Despite its many strengths, the present study has limitations and there are several characteristics of the study sample that suggest caution in generalizing from the present findings. First, the study sample consists of adults who grew up in a single midwestern metropolitan county area during the 1960s and 1970s. Second, the sample is skewed toward the lower end of the socioeconomic spectrum. Thus, these findings do not apply to cases of childhood maltreatment that may have occurred among middle- and upper-class families. Third, these results are based on Black and White, non-Hispanic individuals and thus are not generalizable to other racial and ethnic groups. Fourth, the cases of maltreatment included here were those that were processed through the court system, which may not be representative of childhood maltreatment cases in general. Finally, because of limitations in the dataset, it is not possible to know whether the lifetime victimizations reported by participants involved violence from intimate partners.
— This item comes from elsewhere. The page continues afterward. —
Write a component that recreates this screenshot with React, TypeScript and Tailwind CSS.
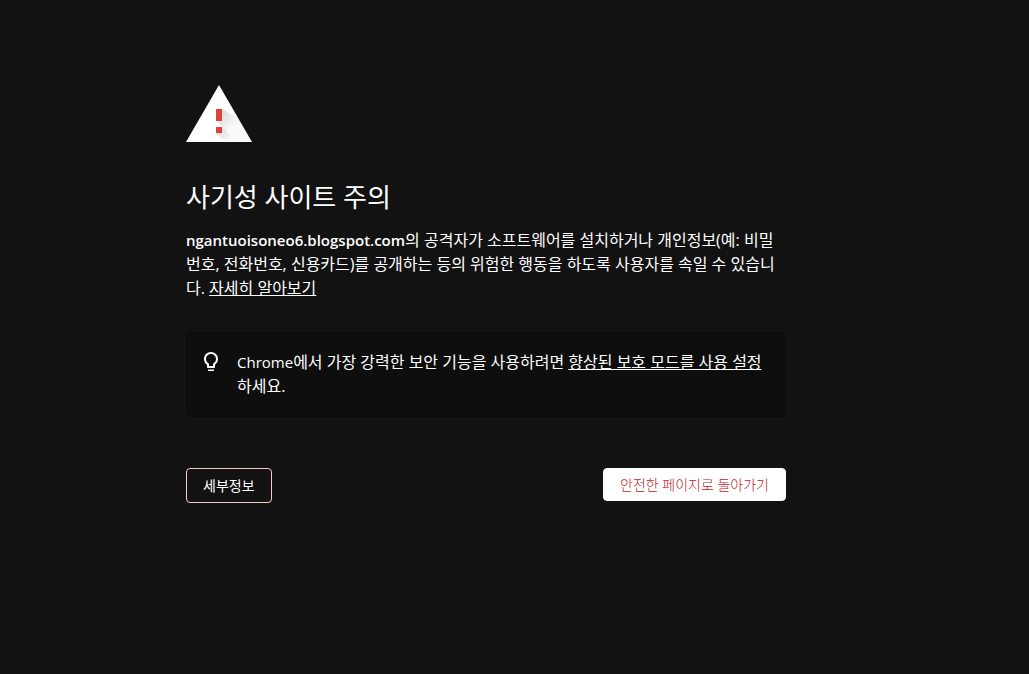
import { type ReactNode } from "react";

const WarningIcon = () => (
  <svg width="66" height="57" viewBox="0 0 66 57" aria-hidden="true">
    <defs>
      <linearGradient id="shade" x1="32" y1="26" x2="52" y2="46" gradientUnits="userSpaceOnUse">
        <stop offset="0" stopColor="#000" stopOpacity="0.16" />
        <stop offset="0.8" stopColor="#000" stopOpacity="0.02" />
      </linearGradient>
      <linearGradient id="shadeDot" x1="30" y1="45" x2="42" y2="57" gradientUnits="userSpaceOnUse">
        <stop offset="0" stopColor="#000" stopOpacity="0.16" />
        <stop offset="1" stopColor="#000" stopOpacity="0.02" />
      </linearGradient>
    </defs>
    <path d="M33 0L66 57H0z" fill="#fff" />
    <path d="M36 24L52.5 33.7 66 57H51L30 36z" fill="url(#shade)" />
    <path d="M36 42L51 57H39L30 48z" fill="url(#shadeDot)" />
    <path d="M30 24h6v12h-6zM30 42h6v6h-6z" fill="#db4437" />
  </svg>
);

const BulbIcon = () => (
  <svg className="size-6 shrink-0" viewBox="0 0 24 24" fill="#fff" aria-hidden="true">
    <path d="M9 19.5h6V21H9zM12 2C8.1 2 5 5.1 5 9c0 2.4 1.2 4.5 3 5.7V17c0 .5.4 1 1 1h6c.6 0 1-.5 1-1v-2.3c1.8-1.3 3-3.4 3-5.7 0-3.9-3.1-7-7-7zm2.9 11.1l-.9.6V16h-4v-2.3l-.9-.6C7.8 12.2 7 10.6 7 9c0-2.8 2.2-5 5-5s5 2.2 5 5c0 1.6-.8 3.2-2.1 4.1z" />
  </svg>
);

const TextLink = ({ children }: { children: ReactNode }) => (
  <a href="#" className="underline">
    {children}
  </a>
);

const App = () => {
  return (
    <div className="min-h-screen bg-[#121212] pr-[57px] font-['Open_Sans','Noto_Sans_CJK_KR',sans-serif] text-base leading-6 text-white">
      <main className="mx-auto max-w-[600px] pt-[85px]">
        <WarningIcon />
        <h1 className="mt-9 text-[26px] leading-[38px]">사기성 사이트 주의</h1>
        <p className="mt-3">
          <strong className="text-[15px] font-semibold">ngantuoisoneo6.blogspot.com</strong>의
          공격자가 소프트웨어를 설치하거나 개인정보(예: 비밀번호, 전화번호, 신용카드)를 공개하는
          등의 위험한 행동을 하도록 사용자를 속일 수 있습니다.{" "}
          <TextLink>자세히 알아보기</TextLink>
        </p>
        <div className="mt-8 flex gap-[14px] rounded border border-[#0b0b0b] bg-[#0e0e0e] px-3 pt-[17px] pb-[18px]">
          <BulbIcon />
          <p>
            <span className="text-[15px]">Chrome</span>에서 가장 강력한 보안 기능을 사용하려면{" "}
            <TextLink>향상된 보호 모드를 사용 설정</TextLink>하세요.
          </p>
        </div>
        <div className="mt-[51px] flex items-start justify-between text-sm">
          <button className="h-[35px] rounded border border-[#f6cbc6] px-4">세부정보</button>
          <button className="h-[33px] rounded border border-white bg-white px-4 font-light text-[#c5221f]">
            안전한 페이지로 돌아가기
          </button>
        </div>
      </main>
    </div>
  );
};

export default App;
In conclusion, these new findings extend our knowledge of the relationship between childhood maltreatment and revictimization experiences revealing long-term consequences for a group of maltreated children and demographically matched controls who were followed up over a 30-year time period. Although these longitudinal findings showed a general decline in victimization experiences over the two time points, these new results demonstrate that childhood maltreatment increases risk for subsequent revictimization in middle adulthood, specifically for sexual assault/abuse and intimate partner injury and physical violence victimization. The fact that individuals with histories of childhood maltreatment are reporting more physical violence victimization and sexual assault/abuse 30 to 40 years after their childhood experiences suggests that they may also be at risk for elder abuse. Furthermore, the high levels of psychological partner violence victimization in both groups (i.e., “dominance-isolation,” “verbal-emotional” abuse, and other coercive behaviors, e.g., tried to make you feel crazy) reflect relationships that may need attention and interventions. These results have implications for prevention and intervention efforts targeting maltreated children and could be used to develop and tailor victimization prevention strategies that take into account the future risk of sexual assault, intimate partner injury, and physical violence victimization. Further research into the pathways and mechanisms that lead to revictimization may assist in developing interventions.
Footnotes
Declaration of Conflicting Interests
The author(s) declared no potential conflicts of interests with respect to the authorship and/or publication of this article.
Funding
The author(s) disclosed receipt of the following financial support for the research and/or authorship of this article: This research was supported in part by grants (PI: Widom) from NIJ (86-IJ-CX-0033 and 89-IJ-CX-0007, and 2011-WG-BX-0013), NIMH (MH49467 and MH58386), Eunice Kennedy Shriver NICHD (HD40774 and HD072581), NIDA (DA17842 and DA10060), NIAAA (AA09238 and AA11108), NIA (AG058683), and the Doris Duke Charitable Foundation. Points of view are those of the authors and do not necessarily represent the position of the United States Department of Justice.